◆ Given material
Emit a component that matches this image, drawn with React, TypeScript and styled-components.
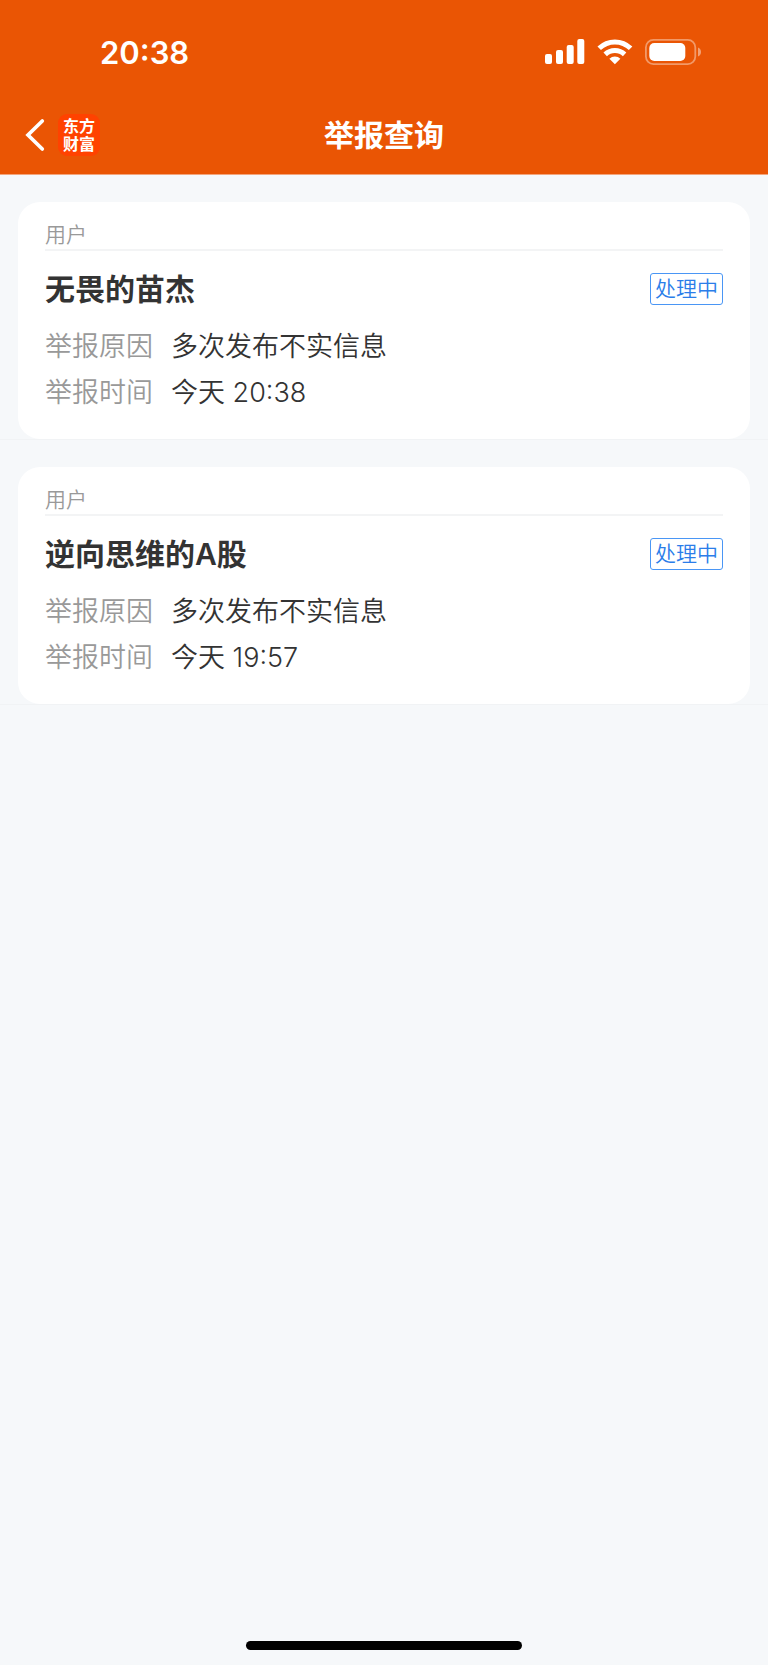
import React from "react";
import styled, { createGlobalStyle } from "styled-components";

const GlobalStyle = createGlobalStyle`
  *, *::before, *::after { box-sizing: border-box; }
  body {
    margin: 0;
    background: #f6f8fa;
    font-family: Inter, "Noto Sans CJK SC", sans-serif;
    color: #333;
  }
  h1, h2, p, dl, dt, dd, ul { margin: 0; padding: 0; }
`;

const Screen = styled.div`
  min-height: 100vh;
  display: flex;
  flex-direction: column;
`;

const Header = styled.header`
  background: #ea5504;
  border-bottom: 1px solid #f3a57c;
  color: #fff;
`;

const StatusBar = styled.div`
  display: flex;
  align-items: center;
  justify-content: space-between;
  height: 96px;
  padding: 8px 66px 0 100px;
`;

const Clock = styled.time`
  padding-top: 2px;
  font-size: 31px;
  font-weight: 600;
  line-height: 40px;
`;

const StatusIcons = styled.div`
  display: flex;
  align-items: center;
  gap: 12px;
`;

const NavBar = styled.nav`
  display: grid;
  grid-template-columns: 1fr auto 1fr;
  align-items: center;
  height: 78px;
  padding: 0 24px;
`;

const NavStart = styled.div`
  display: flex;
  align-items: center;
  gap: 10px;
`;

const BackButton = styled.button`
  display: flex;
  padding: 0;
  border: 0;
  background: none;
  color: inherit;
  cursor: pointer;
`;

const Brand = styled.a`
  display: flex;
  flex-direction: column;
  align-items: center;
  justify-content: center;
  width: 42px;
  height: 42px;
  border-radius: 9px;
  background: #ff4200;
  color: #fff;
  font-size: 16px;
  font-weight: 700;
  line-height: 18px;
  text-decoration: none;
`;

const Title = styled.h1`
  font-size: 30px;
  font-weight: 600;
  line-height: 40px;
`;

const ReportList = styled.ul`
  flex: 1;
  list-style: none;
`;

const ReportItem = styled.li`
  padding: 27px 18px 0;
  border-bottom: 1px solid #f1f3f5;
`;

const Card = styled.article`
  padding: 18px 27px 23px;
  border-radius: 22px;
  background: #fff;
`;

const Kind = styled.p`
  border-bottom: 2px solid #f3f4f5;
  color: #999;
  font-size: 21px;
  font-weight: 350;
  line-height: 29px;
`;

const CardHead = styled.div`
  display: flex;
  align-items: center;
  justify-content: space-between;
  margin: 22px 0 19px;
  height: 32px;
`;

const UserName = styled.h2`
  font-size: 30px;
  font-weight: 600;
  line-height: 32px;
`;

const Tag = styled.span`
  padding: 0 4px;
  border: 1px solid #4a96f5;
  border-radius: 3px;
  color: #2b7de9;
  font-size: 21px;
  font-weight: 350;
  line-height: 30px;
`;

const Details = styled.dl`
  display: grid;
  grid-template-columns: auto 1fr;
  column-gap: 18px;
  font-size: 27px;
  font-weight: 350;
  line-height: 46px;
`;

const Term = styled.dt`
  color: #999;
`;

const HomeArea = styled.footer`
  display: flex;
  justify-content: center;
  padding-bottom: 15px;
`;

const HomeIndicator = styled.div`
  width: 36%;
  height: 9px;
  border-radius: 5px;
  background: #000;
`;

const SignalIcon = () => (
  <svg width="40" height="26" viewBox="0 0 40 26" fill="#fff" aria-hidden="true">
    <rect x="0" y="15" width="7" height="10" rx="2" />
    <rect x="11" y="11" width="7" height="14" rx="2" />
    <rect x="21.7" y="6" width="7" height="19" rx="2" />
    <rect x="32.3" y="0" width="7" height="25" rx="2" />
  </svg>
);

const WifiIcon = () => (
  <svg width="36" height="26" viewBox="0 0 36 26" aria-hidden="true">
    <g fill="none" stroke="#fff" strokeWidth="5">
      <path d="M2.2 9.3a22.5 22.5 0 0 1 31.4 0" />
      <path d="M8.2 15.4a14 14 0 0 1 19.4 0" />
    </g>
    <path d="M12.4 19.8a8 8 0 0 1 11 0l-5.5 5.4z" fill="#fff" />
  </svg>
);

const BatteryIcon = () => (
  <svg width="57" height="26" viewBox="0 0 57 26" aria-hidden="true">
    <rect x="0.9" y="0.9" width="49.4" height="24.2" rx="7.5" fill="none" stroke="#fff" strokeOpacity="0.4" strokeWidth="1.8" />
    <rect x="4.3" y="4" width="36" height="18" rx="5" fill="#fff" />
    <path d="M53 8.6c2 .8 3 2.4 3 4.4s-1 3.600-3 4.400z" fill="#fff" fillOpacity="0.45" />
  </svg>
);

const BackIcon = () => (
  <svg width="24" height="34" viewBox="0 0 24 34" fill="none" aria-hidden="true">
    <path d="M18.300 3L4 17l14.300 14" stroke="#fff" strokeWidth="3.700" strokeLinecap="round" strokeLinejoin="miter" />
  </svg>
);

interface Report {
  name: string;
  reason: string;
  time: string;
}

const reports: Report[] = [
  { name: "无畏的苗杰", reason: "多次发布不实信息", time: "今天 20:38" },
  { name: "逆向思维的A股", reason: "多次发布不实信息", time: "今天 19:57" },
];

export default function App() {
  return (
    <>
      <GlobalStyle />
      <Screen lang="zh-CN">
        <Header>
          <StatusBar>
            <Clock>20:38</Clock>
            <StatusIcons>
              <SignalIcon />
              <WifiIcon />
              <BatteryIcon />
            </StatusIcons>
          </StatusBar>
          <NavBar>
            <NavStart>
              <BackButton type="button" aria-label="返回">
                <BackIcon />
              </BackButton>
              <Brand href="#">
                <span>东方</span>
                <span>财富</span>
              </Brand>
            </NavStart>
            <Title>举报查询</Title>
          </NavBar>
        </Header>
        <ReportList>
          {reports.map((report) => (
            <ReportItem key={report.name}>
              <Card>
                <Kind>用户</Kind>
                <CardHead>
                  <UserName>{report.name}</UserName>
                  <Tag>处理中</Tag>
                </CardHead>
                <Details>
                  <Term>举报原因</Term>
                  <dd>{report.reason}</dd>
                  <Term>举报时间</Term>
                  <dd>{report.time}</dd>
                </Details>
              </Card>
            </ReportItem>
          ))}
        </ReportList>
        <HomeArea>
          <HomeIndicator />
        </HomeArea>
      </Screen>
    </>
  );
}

◆ Task statement
Return the material word for word. Pictures are not part of the copy.

◆ The answer
Emit a component that matches this image, drawn with React, TypeScript and styled-components.
import React from "react";
import styled, { createGlobalStyle } from "styled-components";

const GlobalStyle = createGlobalStyle`
  *, *::before, *::after { box-sizing: border-box; }
  body {
    margin: 0;
    background: #f6f8fa;
    font-family: Inter, "Noto Sans CJK SC", sans-serif;
    color: #333;
  }
  h1, h2, p, dl, dt, dd, ul { margin: 0; padding: 0; }
`;

const Screen = styled.div`
  min-height: 100vh;
  display: flex;
  flex-direction: column;
`;

const Header = styled.header`
  background: #ea5504;
  border-bottom: 1px solid #f3a57c;
  color: #fff;
`;

const StatusBar = styled.div`
  display: flex;
  align-items: center;
  justify-content: space-between;
  height: 96px;
  padding: 8px 66px 0 100px;
`;

const Clock = styled.time`
  padding-top: 2px;
  font-size: 31px;
  font-weight: 600;
  line-height: 40px;
`;

const StatusIcons = styled.div`
  display: flex;
  align-items: center;
  gap: 12px;
`;

const NavBar = styled.nav`
  display: grid;
  grid-template-columns: 1fr auto 1fr;
  align-items: center;
  height: 78px;
  padding: 0 24px;
`;

const NavStart = styled.div`
  display: flex;
  align-items: center;
  gap: 10px;
`;

const BackButton = styled.button`
  display: flex;
  padding: 0;
  border: 0;
  background: none;
  color: inherit;
  cursor: pointer;
`;

const Brand = styled.a`
  display: flex;
  flex-direction: column;
  align-items: center;
  justify-content: center;
  width: 42px;
  height: 42px;
  border-radius: 9px;
  background: #ff4200;
  color: #fff;
  font-size: 16px;
  font-weight: 700;
  line-height: 18px;
  text-decoration: none;
`;

const Title = styled.h1`
  font-size: 30px;
  font-weight: 600;
  line-height: 40px;
`;

const ReportList = styled.ul`
  flex: 1;
  list-style: none;
`;

const ReportItem = styled.li`
  padding: 27px 18px 0;
  border-bottom: 1px solid #f1f3f5;
`;

const Card = styled.article`
  padding: 18px 27px 23px;
  border-radius: 22px;
  background: #fff;
`;

const Kind = styled.p`
  border-bottom: 2px solid #f3f4f5;
  color: #999;
  font-size: 21px;
  font-weight: 350;
  line-height: 29px;
`;

const CardHead = styled.div`
  display: flex;
  align-items: center;
  justify-content: space-between;
  margin: 22px 0 19px;
  height: 32px;
`;

const UserName = styled.h2`
  font-size: 30px;
  font-weight: 600;
  line-height: 32px;
`;

const Tag = styled.span`
  padding: 0 4px;
  border: 1px solid #4a96f5;
  border-radius: 3px;
  color: #2b7de9;
  font-size: 21px;
  font-weight: 350;
  line-height: 30px;
`;

const Details = styled.dl`
  display: grid;
  grid-template-columns: auto 1fr;
  column-gap: 18px;
  font-size: 27px;
  font-weight: 350;
  line-height: 46px;
`;

const Term = styled.dt`
  color: #999;
`;

const HomeArea = styled.footer`
  display: flex;
  justify-content: center;
  padding-bottom: 15px;
`;

const HomeIndicator = styled.div`
  width: 36%;
  height: 9px;
  border-radius: 5px;
  background: #000;
`;

const SignalIcon = () => (
  <svg width="40" height="26" viewBox="0 0 40 26" fill="#fff" aria-hidden="true">
    <rect x="0" y="15" width="7" height="10" rx="2" />
    <rect x="11" y="11" width="7" height="14" rx="2" />
    <rect x="21.7" y="6" width="7" height="19" rx="2" />
    <rect x="32.3" y="0" width="7" height="25" rx="2" />
  </svg>
);

const WifiIcon = () => (
  <svg width="36" height="26" viewBox="0 0 36 26" aria-hidden="true">
    <g fill="none" stroke="#fff" strokeWidth="5">
      <path d="M2.2 9.3a22.5 22.5 0 0 1 31.4 0" />
      <path d="M8.2 15.4a14 14 0 0 1 19.4 0" />
    </g>
    <path d="M12.4 19.8a8 8 0 0 1 11 0l-5.5 5.4z" fill="#fff" />
  </svg>
);

const BatteryIcon = () => (
  <svg width="57" height="26" viewBox="0 0 57 26" aria-hidden="true">
    <rect x="0.9" y="0.9" width="49.4" height="24.2" rx="7.5" fill="none" stroke="#fff" strokeOpacity="0.4" strokeWidth="1.8" />
    <rect x="4.3" y="4" width="36" height="18" rx="5" fill="#fff" />
    <path d="M53 8.6c2 .8 3 2.4 3 4.4s-1 3.600-3 4.400z" fill="#fff" fillOpacity="0.45" />
  </svg>
);

const BackIcon = () => (
  <svg width="24" height="34" viewBox="0 0 24 34" fill="none" aria-hidden="true">
    <path d="M18.300 3L4 17l14.300 14" stroke="#fff" strokeWidth="3.700" strokeLinecap="round" strokeLinejoin="miter" />
  </svg>
);

interface Report {
  name: string;
  reason: string;
  time: string;
}

const reports: Report[] = [
  { name: "无畏的苗杰", reason: "多次发布不实信息", time: "今天 20:38" },
  { name: "逆向思维的A股", reason: "多次发布不实信息", time: "今天 19:57" },
];

export default function App() {
  return (
    <>
      <GlobalStyle />
      <Screen lang="zh-CN">
        <Header>
          <StatusBar>
            <Clock>20:38</Clock>
            <StatusIcons>
              <SignalIcon />
              <WifiIcon />
              <BatteryIcon />
            </StatusIcons>
          </StatusBar>
          <NavBar>
            <NavStart>
              <BackButton type="button" aria-label="返回">
                <BackIcon />
              </BackButton>
              <Brand href="#">
                <span>东方</span>
                <span>财富</span>
              </Brand>
            </NavStart>
            <Title>举报查询</Title>
          </NavBar>
        </Header>
        <ReportList>
          {reports.map((report) => (
            <ReportItem key={report.name}>
              <Card>
                <Kind>用户</Kind>
                <CardHead>
                  <UserName>{report.name}</UserName>
                  <Tag>处理中</Tag>
                </CardHead>
                <Details>
                  <Term>举报原因</Term>
                  <dd>{report.reason}</dd>
                  <Term>举报时间</Term>
                  <dd>{report.time}</dd>
                </Details>
              </Card>
            </ReportItem>
          ))}
        </ReportList>
        <HomeArea>
          <HomeIndicator />
        </HomeArea>
      </Screen>
    </>
  );
}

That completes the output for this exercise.